Correctness: The type of surface normals for NYUv2 are not shown or cited appropriately. There are several different surface normals produced for this dataset. Which did the authors use? (Ladicky, Eigen, Hickson, etc. all have different surface normals produced for this dataset)

Clarity: Line 23-24: Cumbersome and hard to read sentence. Line 80-81: The method attempts to minimize negative interference. None of the experiments prove that it does this. I see the theory and argument but I think the language is important here. Nothing is shown that proves this. Line 154 introduces P_T but doesn’t define it. Perhaps its better to define that previously in equation 1? Line 153, remove Clearly. It’s understandable but I wouldn’t call that clear. Best to avoid language like that and “it’s trivial that…”, etc. Following that, in line 156, there is no variable that decides where to split the distribution to one-hot during training. Is it greater than probability 0.5 is 1 and less than 0? This is not made clear in the paper. Line 207-210, why are the citations in a different format with conference/year? In Equation 6, what is STL? Table 3, Sluice/T3 is missing a +/-.

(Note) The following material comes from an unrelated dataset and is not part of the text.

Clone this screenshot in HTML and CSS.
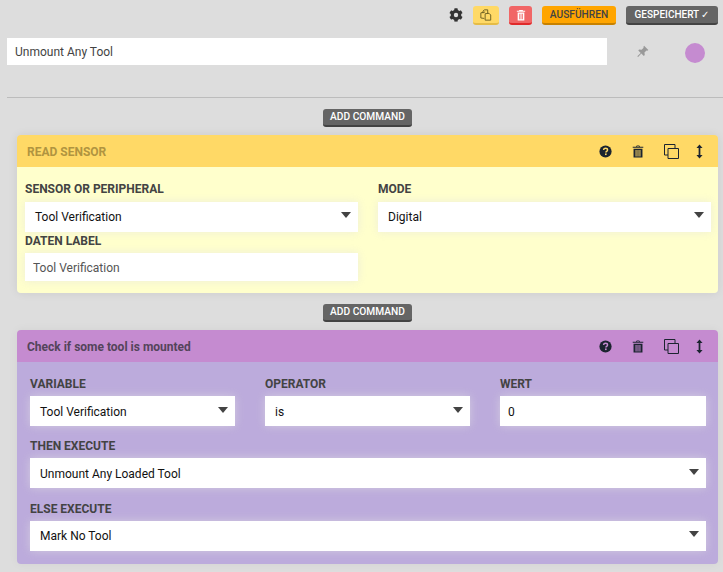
FILE: index.html
```html
<!DOCTYPE html>
<html lang="en">
<head>
    <meta charset="UTF-8">
    <meta name="viewport" content="width=device-width, initial-scale=1.0">
    <title>Unmount Any Tool</title>
    <link rel="stylesheet" href="styles.css">
</head>
<body>

    <div class="top-bar">
        <svg class="gear" viewBox="0 0 512 512" width="14" height="14"><path d="M487 316l-42-25a190 190 0 0 0 0-70l42-25c5-3 7-8 5-14-11-35-30-67-54-93-4-4-10-5-15-2l-42 25a188 188 0 0 0-61-35V28c0-6-4-11-9-12-37-8-74-8-110 0-5 1-9 6-9 12v49c-22 8-43 20-61 35L89 87c-5-3-11-2-15 2-24 26-43 58-54 93-2 6 0 11 5 14l42 25a190 190 0 0 0 0 70l-42 25c-5 3-7 8-5 14 11 35 30 67 54 93 4 4 10 5 15 2l42-25c18 15 39 27 61 35v49c0 6 4 11 9 12 37 8 74 8 110 0 5-1 9-6 9-12v-49c22-8 43-20 61-35l42 25c5 3 11 2 15-2 24-26 43-58 54-93 2-6 0-11-5-14zM256 336a80 80 0 1 1 0-160 80 80 0 0 1 0 160z"/></svg>
        <button class="btn btn-yellow btn-icon">
            <svg viewBox="0 0 14 14" width="12" height="12" fill="none" stroke="#6b5f22" stroke-width="1.100"><path d="M3.500 5V2.500L5 1h4v4.500"/><path d="M6 3.500 1 4.500v6l4 .5"/><path d="M6 5.500 10.500 5l2 2v6H6z"/></svg>
        </button>
        <button class="btn btn-red btn-icon btn-narrow">
            <svg viewBox="0 0 12 14" width="10" height="12" fill="#fff"><path d="M4 1h4l.6 1H11v1.200H1V2h2.400zM2 4h8v9.500H2zM4 5.500v6.500h.9V5.500zM5.600 5.500v6.500h.9V5.500zM7.200 5.500v6.500h.9V5.500z" fill-rule="evenodd"/></svg>
        </button>
        <button class="btn btn-orange">AUSFÜHREN</button>
        <button class="btn btn-gray btn-saved">GESPEICHERT ✓</button>
    </div>

    <div class="name-row">
        <input class="name-input" type="text" value="Unmount Any Tool">
        <svg class="pin" viewBox="0 0 16 16" width="13" height="13" fill="#999"><path d="M10 .8 15.200 6l-1.300 1.100-1-.4-2.500 2.500.4 3.100-1.200 1.200-3-3-4 4.200-1-1 4.200-4-3-3L3.800 5.500l3.100.4 2.500-2.500-.4-1z"/></svg>
        <span class="color-dot"></span>
    </div>

    <hr class="divider">

    <div class="add-row"><button class="btn btn-gray btn-add">ADD COMMAND</button></div>

    <section class="card card-yellow">
        <header class="card-head">
            <h3>READ SENSOR</h3>
            <div class="card-icons">
                <svg viewBox="0 0 16 16" width="13" height="13" class="ic-help"><circle cx="8" cy="8" r="7.500" fill="#1c2430"/><path d="M5.600 6.200C5.700 4.800 6.700 4 8.100 4c1.400 0 2.400.8 2.400 2 0 1.800-2 1.700-2 3.200" fill="none" stroke="#ffd966" stroke-width="1.800"/><rect x="7.400" y="10.400" width="2" height="2" fill="#ffd966"/></svg>
                <svg viewBox="0 0 14 16" width="12" height="13" class="ic-trash" fill="#1c2430"><path d="M4.500 2 5.500.5h3L9.500 2H13.500v1.500H.5V2zM5.800 1.500 5.500 2h3l-.3-.5zM1.500 4.500h11V15.500h-11zM4 6v8h1.200V6zM6.400 6v8h1.200V6zM8.800 6v8H10V6z" fill-rule="evenodd"/></svg>
                <svg viewBox="0 0 15 15" width="15" height="15" class="ic-copy" fill="none" stroke="#1c2430" stroke-width="1"><path d="M4 14.500V4.500H14.500V14.500z"/><path d="M4 11H.5V.5H11V4"/></svg>
                <svg viewBox="0 0 8 16" width="7" height="15" class="ic-size" fill="#1c2430"><path d="M4 0 7.500 4H5v8h2.500L4 16 .5 12H3V4H.5z"/></svg>
            </div>
        </header>
        <div class="card-body sensor-body">
            <div class="field">
                <label>SENSOR OR PERIPHERAL</label>
                <div class="select"><span>Tool Verification</span><i class="caret"></i></div>
            </div>
            <div class="field">
                <label>MODE</label>
                <div class="select"><span>Digital</span><i class="caret"></i></div>
            </div>
            <div class="field field-label">
                <label>DATEN LABEL</label>
                <input class="text-input muted" type="text" value="Tool Verification">
            </div>
        </div>
    </section>

    <div class="add-row add-row-2"><button class="btn btn-gray btn-add">ADD COMMAND</button></div>

    <section class="card card-purple">
        <header class="card-head">
            <h3>Check if some tool is mounted</h3>
            <div class="card-icons">
                <svg viewBox="0 0 16 16" width="13" height="13" class="ic-help"><circle cx="8" cy="8" r="7.500" fill="#1c2430"/><path d="M5.600 6.200C5.700 4.800 6.700 4 8.100 4c1.400 0 2.400.8 2.400 2 0 1.800-2 1.700-2 3.200" fill="none" stroke="#c58bd0" stroke-width="1.800"/><rect x="7.400" y="10.400" width="2" height="2" fill="#c58bd0"/></svg>
                <svg viewBox="0 0 14 16" width="12" height="13" class="ic-trash" fill="#1c2430"><path d="M4.500 2 5.500.5h3L9.500 2H13.500v1.500H.5V2zM5.800 1.500 5.500 2h3l-.3-.5zM1.500 4.500h11V15.500h-11zM4 6v8h1.200V6zM6.400 6v8h1.200V6zM8.800 6v8H10V6z" fill-rule="evenodd"/></svg>
                <svg viewBox="0 0 15 15" width="15" height="15" class="ic-copy" fill="none" stroke="#1c2430" stroke-width="1"><path d="M4 14.500V4.500H14.500V14.500z"/><path d="M4 11H.5V.5H11V4"/></svg>
                <svg viewBox="0 0 8 16" width="7" height="15" class="ic-size" fill="#1c2430"><path d="M4 0 7.500 4H5v8h2.500L4 16 .5 12H3V4H.5z"/></svg>
            </div>
        </header>
        <div class="card-body logic-body">
            <div class="logic-row">
                <div class="field">
                    <label>VARIABLE</label>
                    <div class="select select-low"><span>Tool Verification</span><i class="caret"></i></div>
                </div>
                <div class="field">
                    <label>OPERATOR</label>
                    <div class="select select-low"><span>is</span><i class="caret"></i></div>
                </div>
                <div class="field">
                    <label>WERT</label>
                    <input class="text-input select-low" type="text" value="0">
                </div>
            </div>
            <div class="field">
                <label>THEN EXECUTE</label>
                <div class="select select-low"><span>Unmount Any Loaded Tool</span><i class="caret"></i></div>
            </div>
            <div class="field">
                <label>ELSE EXECUTE</label>
                <div class="select"><span>Mark No Tool</span><i class="caret"></i></div>
            </div>
        </div>
    </section>

</body>
</html>
```

FILE: styles.css
```css
* {
    margin: 0;
    padding: 0;
    box-sizing: border-box;
    font-family: 'Roboto', sans-serif;
}

html, body {
    height: 572px;
    overflow: hidden;
}

body {
    background: #dddddd;
    color: #434343;
    padding: 6px 5px 0 7px;
}

.top-bar {
    display: flex;
    justify-content: flex-end;
    align-items: flex-start;
    height: 18px;
}

.gear {
    margin-top: 2px;
    fill: #333;
}

.btn {
    height: 19px;
    border: none;
    border-radius: 3px;
    font-size: 10.2px;
    font-weight: 500;
    cursor: pointer;
    white-space: nowrap;
    display: flex;
    align-items: center;
    justify-content: center;
    margin-left: 10px;
}

.btn-icon {
    width: 26px;
}

.btn-narrow {
    width: 23px;
}

.btn-yellow {
    background: #ffd966;
    border-bottom: 2px solid #e5bc47;
}

.btn-red {
    background: #f16666;
    border-bottom: 2px solid #e02a2a;
}

.btn-orange {
    width: 74px;
    background: #ffa500;
    color: #434343;
    border-bottom: 2px solid #c78100;
}

.btn-gray {
    width: 92px;
    background: #656565;
    color: #fff;
    border-bottom: 2px solid #434343;
}

.btn-saved {
    font-size: 10px;
}

.name-row {
    display: flex;
    align-items: center;
    margin-top: 14px;
    height: 27px;
}

.name-input {
    width: 600px;
    height: 27px;
    border: none;
    background: #fff;
    padding: 0 8px;
    font-size: 12px;
    color: #434343;
    outline: none;
}

.pin {
    margin-left: 29px;
}

.color-dot {
    width: 20px;
    height: 20px;
    border-radius: 50%;
    background: #c58bd0;
    margin-left: 36px;
    margin-top: 2px;
}

.divider {
    border: none;
    border-top: 1px solid #bcbcbc;
    margin: 32px -5px 0 0;
}

.add-row {
    display: flex;
    justify-content: center;
    margin: 11px 0 8px;
    padding-left: 10px;
}

.btn-add {
    width: 89px;
    height: 18px;
    margin-left: 0;
    padding-bottom: 1px;
}

.card {
    margin-left: 10px;
    width: 701px;
    border-radius: 4px;
    overflow: hidden;
    box-shadow: 0 0 10px rgba(0, 0, 0, .08);
}

.card-head {
    height: 32px;
    padding: 1px 15px 0 10px;
    display: flex;
    align-items: center;
    justify-content: space-between;
}

.card-head h3 {
    font-size: 12px;
    font-weight: 700;
}

.card-icons {
    display: flex;
    align-items: center;
}

.ic-trash,
.ic-copy {
    margin-left: 20px;
}

.ic-size {
    margin-left: 17px;
}

.card-yellow .card-head {
    background: #ffd966;
}

.card-yellow h3 {
    color: #b09440;
}

.card-yellow .card-body {
    background: #ffffcc;
}

.card-purple {
    box-shadow: 0 0 10px rgba(0, 0, 0, .05);
}

.card-purple .card-head {
    background: #c58bd0;
}

.card-purple h3 {
    color: #53445a;
}

.card-purple .card-body {
    background: #bcabdc;
}

.field label {
    display: block;
    font-size: 12px;
    font-weight: 700;
    line-height: 14px;
    margin-bottom: 6px;
    color: #434343;
}

.select,
.text-input {
    height: 30px;
    width: 100%;
    background: #fff;
    box-shadow: 0 0 10px rgba(225, 225, 225, .6);
}

.select {
    display: flex;
    align-items: center;
    justify-content: space-between;
    padding: 0 7px 0 10px;
    font-size: 12px;
    color: #111;
}

.caret {
    width: 0;
    height: 0;
    margin-top: -4px;
    border-left: 5.500px solid transparent;
    border-right: 5.500px solid transparent;
    border-top: 6px solid #434343;
}

.text-input {
    border: none;
    outline: none;
    padding: 0 8px;
    font-size: 12px;
    color: #111;
}

.select-low {
    padding-top: 1px;
}

.muted {
    color: #555;
    height: 28px;
    padding-top: 1px;
}

.sensor-body {
    height: 126px;
    padding: 15px 7px 0 8px;
    display: grid;
    grid-template-columns: 333px 333px;
    column-gap: 20px;
    align-content: start;
}

.field-label {
    grid-column: 1;
    margin-top: 2px;
}

.field-label label {
    margin-bottom: 5px;
}

.logic-body {
    height: 202px;
    padding: 15px 12px 0 13px;
}

.logic-row {
    display: grid;
    grid-template-columns: 205px 205px 206px;
    column-gap: 30px;
    margin-bottom: 13px;
}

.logic-body > .field {
    margin-bottom: 14px;
}

.logic-body .field label {
    margin-bottom: 5px;
}
```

Relation to Prior Work: This paper has a very similar title (Adashare) to: Kong, Linghe, et al. "AdaSharing: Adaptive data sharing in collaborative robots." IEEE Transactions on Industrial Electronics 64.12 (2017): 9569-9579. It’s slightly different but at least something to consider in case the authors decide to change the name to be more distinct. Otherwise the relationship to previous work is well established.

Reproducibility: Yes

Additional Feedback: Many of the cifations have arxiv versions cited instead of the correct published versions. Please take the time to correct these to the published versions. Google scholar sometimes has these wrong. Ex: 1] Ahn, Chanho, Eunwoo Kim, and Songhwai Oh. "Deep elastic networks with model selection for multi-task learning." Proceedings of the IEEE International Conference on Computer Vision. 2019.